§ **Problem requirements**
Drop the pictures, then extract the listing word for word.
## Begin Information supplied
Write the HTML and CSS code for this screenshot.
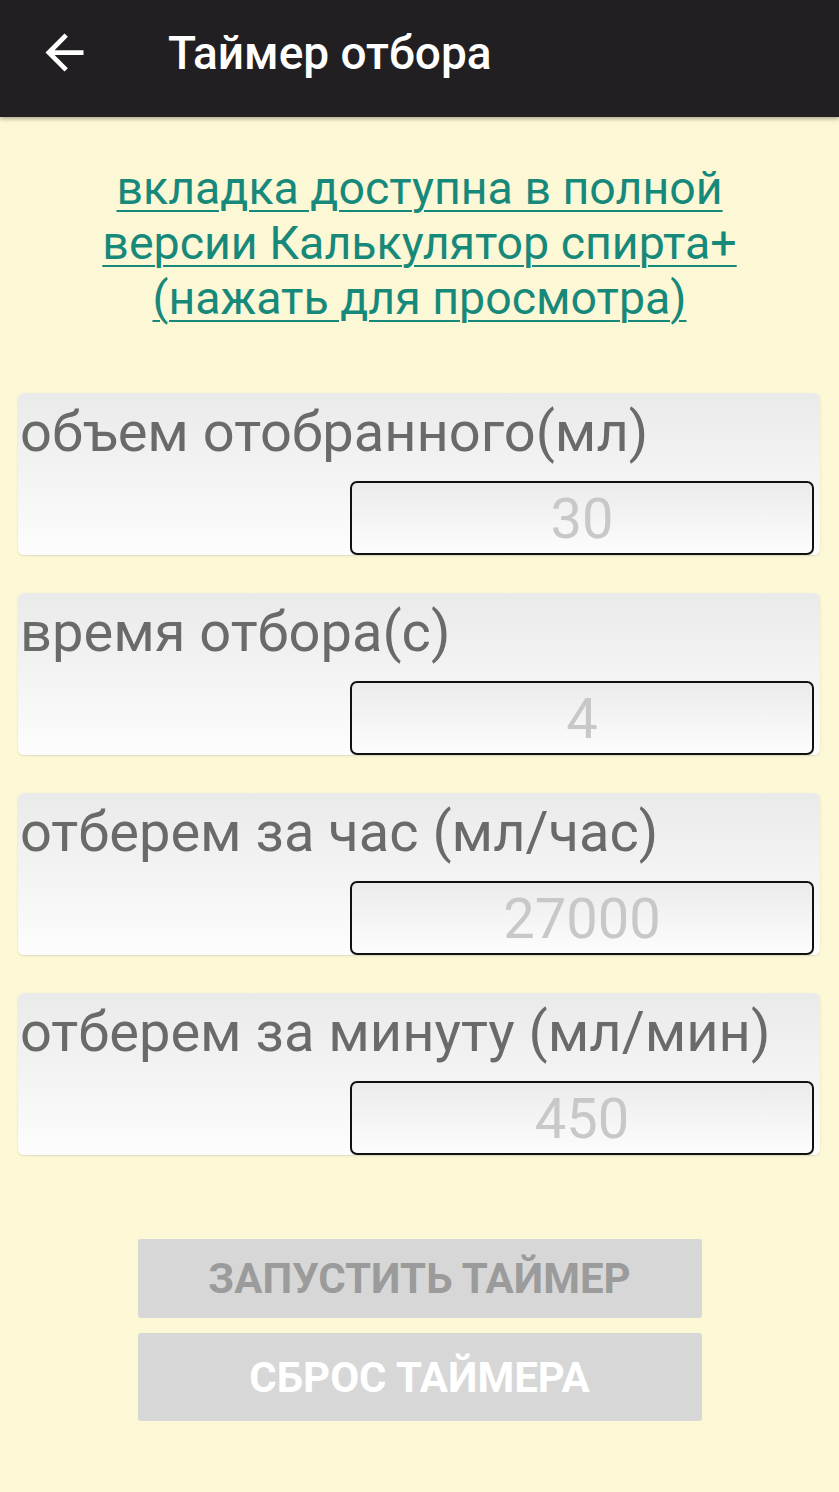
FILE: index.html
```html
<!DOCTYPE html>
<html lang="ru">
<head>
  <meta charset="UTF-8">
  <title>Таймер отбора</title>
  <meta name="viewport" content="width=device-width, initial-scale=1.0">
  <link rel="stylesheet" href="styles.css">
</head>
<body>
  <!-- Верхняя панель -->
  <header class="toolbar">
    <svg class="back" viewBox="0 0 24 24" width="57" height="57">
      <path d="M20 11H7.83l5.59-5.59L12 4l-8 8 8 8 1.41-1.41L7.83 13H20v-2z" fill="#fff"/>
    </svg>
    <h1>Таймер отбора</h1>
  </header>

  <a class="promo" href="#">вкладка доступна в полной<br>версии Калькулятор спирта+<br>(нажать для просмотра)</a>

  <!-- Поля -->
  <div class="fields">
    <div class="card">
      <label>объем отобранного(мл)</label>
      <div class="value">30</div>
    </div>
    <div class="card">
      <label>время отбора(с)</label>
      <div class="value">4</div>
    </div>
    <div class="card">
      <label>отберем за час (мл/час)</label>
      <div class="value">27000</div>
    </div>
    <div class="card">
      <label>отберем за минуту (мл/мин)</label>
      <div class="value">450</div>
    </div>
  </div>

  <div class="buttons">
    <button class="btn start">Запустить таймер</button>
    <button class="btn reset">Сброс таймера</button>
  </div>
</body>
</html>
```

FILE: styles.css
```css
body {
  margin: 0;
  font-family: Roboto, 'Noto Sans', sans-serif;
  background-color: #fcf7d4;
  min-height: 1492px;
}

.toolbar {
  height: 117px;
  box-sizing: border-box;
  padding-bottom: 12px;
  background-color: #211f21;
  display: flex;
  align-items: center;
  box-shadow: 0 2px 4px rgba(0, 0, 0, 0.3);
}

.back {
  margin-left: 36px;
}

.toolbar h1 {
  margin: 0 0 0 75px;
  color: #fff;
  font-size: 46px;
  font-weight: 500;
}

.promo {
  display: block;
  padding-top: 44px;
  text-align: center;
  font-size: 46.5px;
  line-height: 55px;
  color: #17897a;
  text-decoration: underline;
  text-decoration-thickness: 2px;
  text-underline-offset: 6px;
}

.fields {
  margin-top: 67px;
  padding: 0 19px 0 18px;
  display: flex;
  flex-direction: column;
  gap: 38px;
}

.card {
  height: 162px;
  box-sizing: border-box;
  border-radius: 6px;
  background: linear-gradient(#eaeaea, #fdfdfd);
  box-shadow: 0 1px 2px rgba(0, 0, 0, 0.12);
  display: flex;
  flex-direction: column;
}

.card label {
  padding: 5px 0 0 2px;
  font-size: 56px;
  line-height: 68px;
  color: #6a6a6a;
}

.value {
  margin: 15px 6px 0 auto;
  width: 464px;
  height: 74px;
  box-sizing: border-box;
  border: 2px solid #111;
  border-radius: 7px;
  background: linear-gradient(#ebebeb, #fdfdfd);
  text-align: center;
  font-size: 56px;
  line-height: 64px;
  padding-top: 4px;
  color: #c8c8c8;
}

.buttons {
  margin: 84px auto 0;
  width: 564px;
  display: flex;
  flex-direction: column;
  gap: 15px;
}

.btn {
  border: none;
  border-radius: 3px;
  background-color: #d7d7d7;
  font-family: Roboto, sans-serif;
  font-weight: 700;
  font-size: 42px;
  text-transform: uppercase;
}

.start {
  height: 79px;
  color: #9b9b9b;
}

.reset {
  height: 88px;
  color: #fff;
}
```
## End Information supplied
§ **Response to the task**
Write the HTML and CSS code for this screenshot.
FILE: index.html
```html
<!DOCTYPE html>
<html lang="ru">
<head>
  <meta charset="UTF-8">
  <title>Таймер отбора</title>
  <meta name="viewport" content="width=device-width, initial-scale=1.0">
  <link rel="stylesheet" href="styles.css">
</head>
<body>
  <!-- Верхняя панель -->
  <header class="toolbar">
    <svg class="back" viewBox="0 0 24 24" width="57" height="57">
      <path d="M20 11H7.83l5.59-5.59L12 4l-8 8 8 8 1.41-1.41L7.83 13H20v-2z" fill="#fff"/>
    </svg>
    <h1>Таймер отбора</h1>
  </header>

  <a class="promo" href="#">вкладка доступна в полной<br>версии Калькулятор спирта+<br>(нажать для просмотра)</a>

  <!-- Поля -->
  <div class="fields">
    <div class="card">
      <label>объем отобранного(мл)</label>
      <div class="value">30</div>
    </div>
    <div class="card">
      <label>время отбора(с)</label>
      <div class="value">4</div>
    </div>
    <div class="card">
      <label>отберем за час (мл/час)</label>
      <div class="value">27000</div>
    </div>
    <div class="card">
      <label>отберем за минуту (мл/мин)</label>
      <div class="value">450</div>
    </div>
  </div>

  <div class="buttons">
    <button class="btn start">Запустить таймер</button>
    <button class="btn reset">Сброс таймера</button>
  </div>
</body>
</html>
```

FILE: styles.css
```css
body {
  margin: 0;
  font-family: Roboto, 'Noto Sans', sans-serif;
  background-color: #fcf7d4;
  min-height: 1492px;
}

.toolbar {
  height: 117px;
  box-sizing: border-box;
  padding-bottom: 12px;
  background-color: #211f21;
  display: flex;
  align-items: center;
  box-shadow: 0 2px 4px rgba(0, 0, 0, 0.3);
}

.back {
  margin-left: 36px;
}

.toolbar h1 {
  margin: 0 0 0 75px;
  color: #fff;
  font-size: 46px;
  font-weight: 500;
}

.promo {
  display: block;
  padding-top: 44px;
  text-align: center;
  font-size: 46.5px;
  line-height: 55px;
  color: #17897a;
  text-decoration: underline;
  text-decoration-thickness: 2px;
  text-underline-offset: 6px;
}

.fields {
  margin-top: 67px;
  padding: 0 19px 0 18px;
  display: flex;
  flex-direction: column;
  gap: 38px;
}

.card {
  height: 162px;
  box-sizing: border-box;
  border-radius: 6px;
  background: linear-gradient(#eaeaea, #fdfdfd);
  box-shadow: 0 1px 2px rgba(0, 0, 0, 0.12);
  display: flex;
  flex-direction: column;
}

.card label {
  padding: 5px 0 0 2px;
  font-size: 56px;
  line-height: 68px;
  color: #6a6a6a;
}

.value {
  margin: 15px 6px 0 auto;
  width: 464px;
  height: 74px;
  box-sizing: border-box;
  border: 2px solid #111;
  border-radius: 7px;
  background: linear-gradient(#ebebeb, #fdfdfd);
  text-align: center;
  font-size: 56px;
  line-height: 64px;
  padding-top: 4px;
  color: #c8c8c8;
}

.buttons {
  margin: 84px auto 0;
  width: 564px;
  display: flex;
  flex-direction: column;
  gap: 15px;
}

.btn {
  border: none;
  border-radius: 3px;
  background-color: #d7d7d7;
  font-family: Roboto, sans-serif;
  font-weight: 700;
  font-size: 42px;
  text-transform: uppercase;
}

.start {
  height: 79px;
  color: #9b9b9b;
}

.reset {
  height: 88px;
  color: #fff;
}
```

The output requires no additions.